Volvamos entonces a preguntarnos: «¿Quién es este, que hasta el viento y el mar le obedecen?» (Mt 8,27). El himno de la carta a los Colosenses que hemos escuchado parece responder precisamente a esta pregunta: «Él es la Imagen del Dios invisible, el Primogénito de toda la creación, porque en él fueron creadas todas las cosas» (Col 1,15-16). Sus discípulos, ese día, a merced de la tormenta, aterrorizados, aún no podían profesar esta cognición sobre Jesús. Nosotros hoy, en la fe que nos ha sido transmitida, podemos en cambio continuar diciendo: «Él es también la Cabeza del Cuerpo, es decir, de la Iglesia. Él es el Principio, el Primero que resucitó de entre los muertos, a fin de que él tuviera la primacía en todo» (v. 18). Son palabras que nos comprometen a lo largo de la historia, que nos convierten en un cuerpo vivo, cuya cabeza es Cristo. Nuestra misión de custodiar la creación, de llevarle paz y reconciliación, es su misma misión: la misión que el Señor nos ha confiado. Nosotros escuchamos el clamor de la tierra y de los pobres, porque este clamor ha llegado al corazón de Dios. Nuestra indignación es su indignación, nuestro trabajo es su trabajo.

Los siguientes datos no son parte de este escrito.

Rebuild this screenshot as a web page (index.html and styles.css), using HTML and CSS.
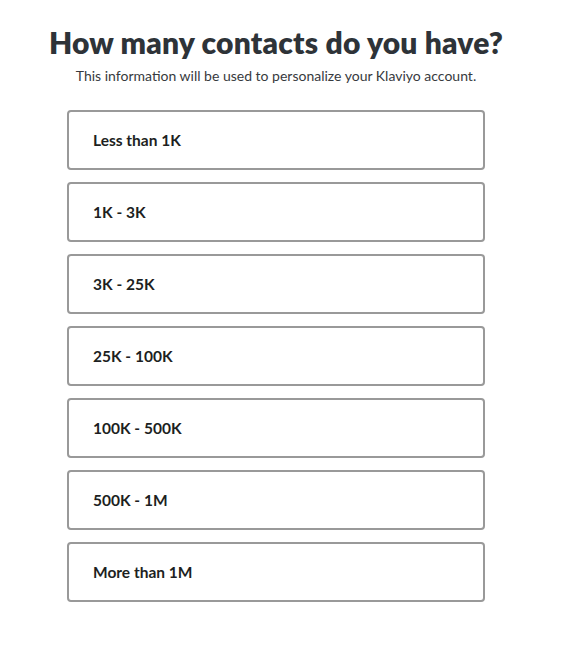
FILE: index.html
```html
<!DOCTYPE html>
<html lang="en">
<head>
    <meta charset="UTF-8">
    <title>Klaviyo - Contacts</title>
    <link rel="stylesheet" href="styles.css">
</head>
<body>
    <main class="page">
        <h1 class="title">How many contacts do you have?</h1>
        <p class="subtitle">This information will be used to personalize your Klaviyo account.</p>
        <div class="options">
            <button class="option">Less than 1K</button>
            <button class="option">1K - 3K</button>
            <button class="option">3K - 25K</button>
            <button class="option">25K - 100K</button>
            <button class="option">100K - 500K</button>
            <button class="option">500K - 1M</button>
            <button class="option">More than 1M</button>
        </div>
    </main>
</body>
</html>
```
FILE: styles.css
```css
body {
    margin: 0;
    background: #ffffff;
    font-family: Lato, 'Open Sans', Arial, sans-serif;
    color: #2e3338;
}
.page {
    width: 552px;
    padding-top: 24px;
    display: flex;
    flex-direction: column;
    align-items: center;
}
.title {
    margin: 0;
    font-size: 30px;
    font-weight: 800;
    line-height: 36px;
    letter-spacing: 0.2px;
}
.subtitle {
    margin: 7px 0 25px;
    font-size: 14px;
    line-height: 18px;
    color: #373a3e;
}
.options {
    display: flex;
    flex-direction: column;
    gap: 12px;
    width: 418px;
}
.option {
    height: 60px;
    padding: 0 0 0 24px;
    background: #ffffff;
    border: 2px solid #999999;
    border-radius: 4px;
    text-align: left;
    font-family: inherit;
    font-size: 15.5px;
    font-weight: 700;
    color: #1d1f22;
    cursor: pointer;
}
.option:hover { border-color: #666666; }
```
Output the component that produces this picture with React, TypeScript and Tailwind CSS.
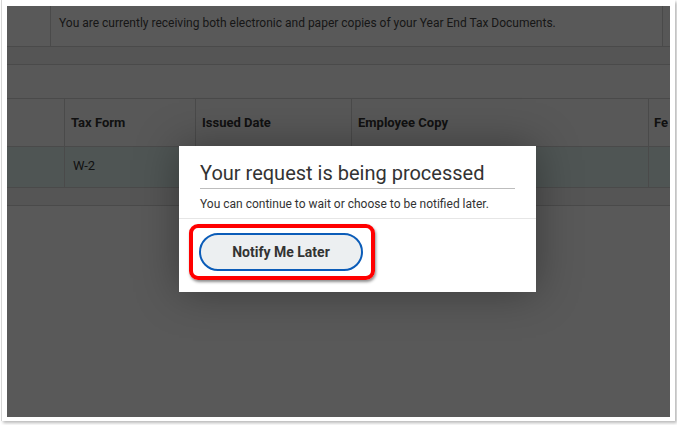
import React from "react";

const cols = [
  { label: "", w: "w-[58px]" },
  { label: "Tax Form", w: "w-[131px]" },
  { label: "Issued Date", w: "w-[156px]" },
  { label: "Employee Copy", w: "w-[297px]" },
];

export default function App() {
  return (
    <div className="w-[677px] h-[425px] bg-white font-['Roboto',sans-serif]">
      <div className="ml-[1px] w-[674px] h-[421px] bg-white border-l border-[#d6d6d6] pl-[5px] pt-[6px] pr-[4px] pb-[4px] shadow-[2px_2px_3px_rgba(0,0,0,0.28)]">
        <div className="relative w-[663px] h-[411px] overflow-hidden bg-white">
          {/* page behind the mask */}
          <div className="flex h-[41px] border-b border-[#d4d4d4] bg-white">
            <div className="w-[44px] border-r border-[#d4d4d4]" />
            <div className="w-[612px] border-r border-[#d4d4d4] pl-[8px] pt-[7px] text-[12px] leading-[20px] text-[#444]">
              You are currently receiving both electronic and paper copies of your Year End Tax Documents.
            </div>
            <div className="flex-1 bg-[#fafafa]" />
          </div>
          <div className="h-[18px] border-b border-[#d4d4d4] bg-[#f3f3f3]" />
          <div className="h-[34px] border-b border-[#d4d4d4] bg-[#fcfcfc]" />

          {/* table header */}
          <div className="flex h-[48px] border-b border-[#d4d4d4] bg-[#fcfcfc]">
            {cols.map((c, i) => (
              <div
                key={i}
                className={`${c.w} shrink-0 border-r border-[#d4d4d4] flex items-center pl-[6px] text-[13px] font-bold text-[#333]`}
              >
                {c.label}
              </div>
            ))}
            <div className="flex-1 min-w-0 overflow-hidden flex items-center pl-[5px] text-[13px] font-bold text-[#333] whitespace-nowrap">
              Fe
            </div>
          </div>

          {/* selected row */}
          <div className="flex h-[41px] border-b border-[#d4d4d4] bg-[#e2f3f1]">
            <div className="w-[58px] shrink-0 border-r border-[#d4d4d4]" />
            <div className="w-[131px] shrink-0 border-r border-[#d4d4d4] flex items-center pl-[8px] pb-[3px] text-[13px] text-[#333]">
              W-2
            </div>
            <div className="w-[156px] shrink-0" />
            <div className="w-[297px] shrink-0 border-r border-[#d4d4d4]" />
            <div className="flex-1" />
          </div>
          <div className="h-[18px] border-b border-[#d4d4d4] bg-[#f3f3f3]" />

          {/* mask */}
          <div className="absolute inset-0 bg-black/[0.65]" />

          {/* dialog */}
          <div className="absolute left-[172px] top-[140px] w-[357px] h-[146px] bg-white shadow-[0_0_40px_rgba(0,0,0,0.35)]">
            <div className="border-b border-[#e6e6e6] pb-[6px]">
              <div className="px-[21px] pt-[12px]">
                <div className="border-b border-[#bdbdbd] text-[20px] leading-[30px] text-[#333]">
                  Your request is being processed
                </div>
                <div className="mt-[7px] text-[12px] leading-[16px] text-[#333]">
                  You can continue to wait or choose to be notified later.
                </div>
              </div>
            </div>
            <div className="pl-[20px] pt-[14px]">
              <button className="w-[164px] h-[38px] rounded-full border-2 border-[#0b5cb8] bg-[#eceff1] text-[14px] font-bold text-[#333]">
                Notify Me Later
              </button>
            </div>

            {/* annotation */}
            <div className="absolute left-[10px] top-[78px] w-[186px] h-[56px] rounded-[9px] border-[4px] border-[#ff0000] shadow-[1px_2px_3px_rgba(0,0,0,0.45)]" />
          </div>
        </div>
      </div>
    </div>
  );
}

A este propósito, el canto del salmista nos inspira: «¡La voz del Señor sobre las aguas! El Dios de la gloria hace oír su trueno: el Señor está sobre las aguas torrenciales. ¡La voz del Señor es potente, la voz del Señor es majestuosa!» (Sal 29,3-4). Esta voz obliga a la Iglesia a ser profética, incluso cuando exige la audacia de oponernos al poder destructivo de los príncipes de este mundo. La alianza indestructible entre el Creador y las criaturas, de hecho, moviliza nuestra inteligencia y nuestros esfuerzos para que el mal se convierta en bien, la injusticia en justicia y la codicia en comunión.

Con infinito amor, el único Dios creó todas las cosas, dándonos la vida; por eso san Francisco de Asís llamaba a las criaturas hermano, hermana, madre. Sólo una mirada contemplativa puede cambiar nuestra relación con las cosas creadas y sacarnos de la crisis ecológica que tiene como causa la ruptura de las relaciones con Dios, con el prójimo y con la tierra, a causa del pecado (cf. Papa Francisco, Carta enc. Laudato si’, 66).

Queridos amigos, el Borgo Laudato si’, en el que nos encontramos, quiere ser, por intuición del Papa Francisco, un “laboratorio” en el cual vivir esa armonía con la creación que es para nosotros sanación y reconciliación, elaborando formas nuevas y eficaces de custodiar la naturaleza que se nos ha confiado. A ustedes, que se dedican con diligencia a realizar este proyecto, les aseguro por tanto mi oración y mi aliento.

La Eucaristía que estamos celebrando da sentido y sustenta nuestro trabajo. Como escribió el Papa Francisco, de hecho, «en la Eucaristía lo creado encuentra su mayor elevación. La gracia, que tiende a manifestarse de modo sensible, logra una expresión asombrosa cuando Dios mismo, hecho hombre, llega a hacerse comer por su criatura. El Señor, en el colmo del misterio de la Encarnación, quiso llegar a nuestra intimidad a través de un pedazo de materia. No desde arriba, sino desde adentro, para que en nuestro propio mundo pudiéramos encontrarlo a él» (Papa Francisco, Carta enc. Laudato si’, 236). Desde este lugar, deseo concluir mis reflexiones confiándoles las palabras con las que san Agustín, en las últimas páginas de sus Confesiones, asocia a las cosas creadas y al hombre en una alabanza cósmica: oh Señor, «te alaban tus obras para que te amemos, y te amamos para que te alaben tus obras» (San Agustín, Confesiones, XIII, 33,48). Que esta sea la armonía que difundimos en el mundo.